Later the convoy headed for lunch at Murathe’s home in the nearby Garden Estate, where he lives to date. 

After lunch Murathe drove his comrade to their Gatanga “base” to a rousing welcome.

It is Murathe who came with idea that Mutonya seek a job with the Nation newspaper, now that his former employer – the Ministry of Information and Broadcasting – wouldn’t touch him.

Murathe took his “comrade” to the office of then Nation chief executive, David Kabaka, who was personally known to him.

The Nation CEO said he had been warned by state operatives not to hire “political dissidents”.

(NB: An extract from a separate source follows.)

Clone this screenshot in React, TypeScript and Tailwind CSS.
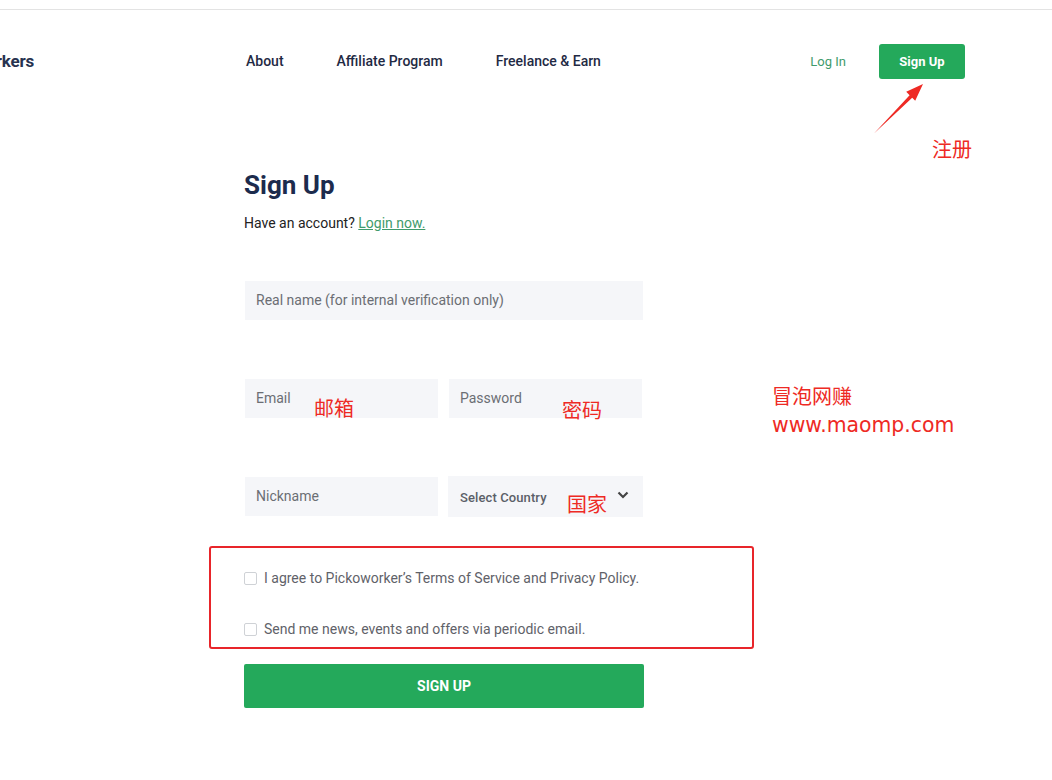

He confessed he was under considerable pressure to fire popular columnist, Wahome Mutahi, whom Nation had given back his old job at the newspaper after serving a jail term on charges of belonging to the clandestine Mwakenya movement.

But Mutonya and Comrade Murathe didn’t give up. They approached Nation’s Mombasa bureau chief to hire Mutonya as a freelance writer  using the pseudonym, Sayyed Jaffer.

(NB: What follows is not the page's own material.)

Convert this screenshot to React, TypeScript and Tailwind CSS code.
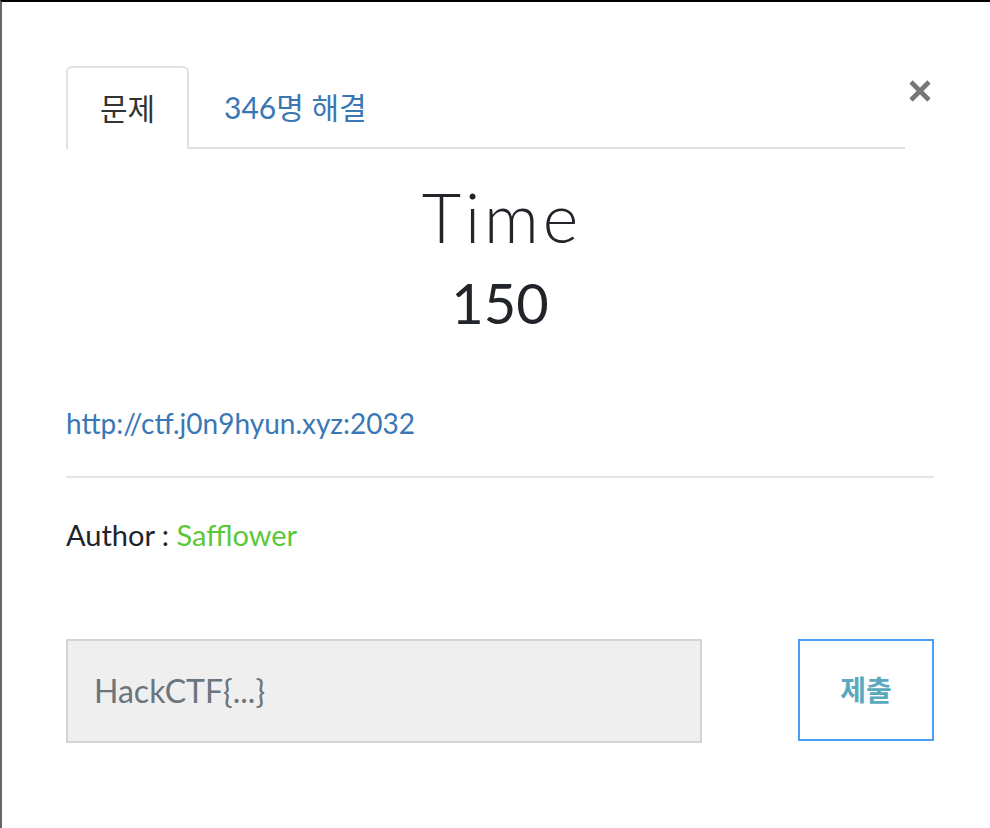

The “freshman’s” news and feature stories turned out so good that he was summoned to Nairobi to be interviewed and put on full-time employment. It turned out the Sayyed Jaffer was Comrade Mutonya. Once again Nation senior management grew cold feet. Those days, even private businesses like Nation were not immune to government intimidation.

Once again, Mutonya and comrades used a friendly contact to have him cleared by then Coast provincial head of state security intelligence, Joseph Kibati, to enable him get a job with Nation Media. It worked.

Postscript

Mutonya, a great friend of mine, went ahead to have an illustrious career with the Nation Media Group, before venturing to consultancy.

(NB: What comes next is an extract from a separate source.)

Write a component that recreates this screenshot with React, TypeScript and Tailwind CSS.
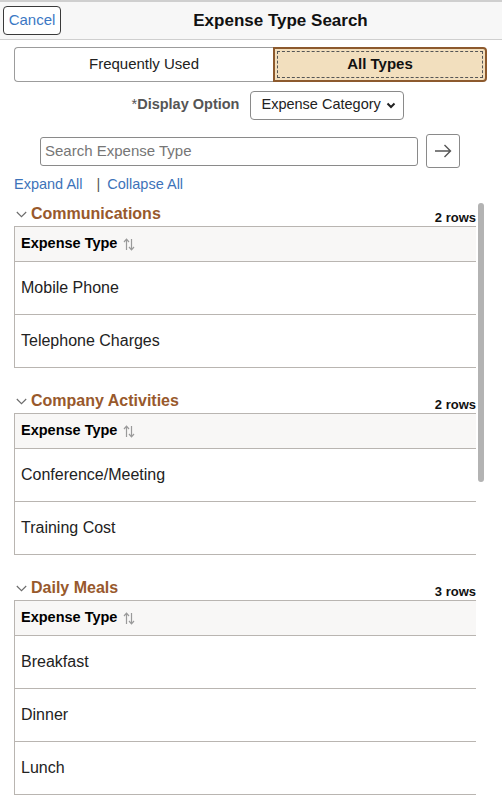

He went to be with the Lord three years ago. Among those who came to see him off on his last earthly journey at the Mombasa’s Mbaraki cemetery on January 5, 2018, was David Murathe, who had since decamped to from the “Underground” to the “Deep State”. He spoke of his comrade with the nostalgia of their days gone by.

From Murathe’s remarks at Mutonya burial, I concluded the line between “Underground” and “Deep State” could be thin, after all. If I were DP Ruto, that would give me sleepless nights.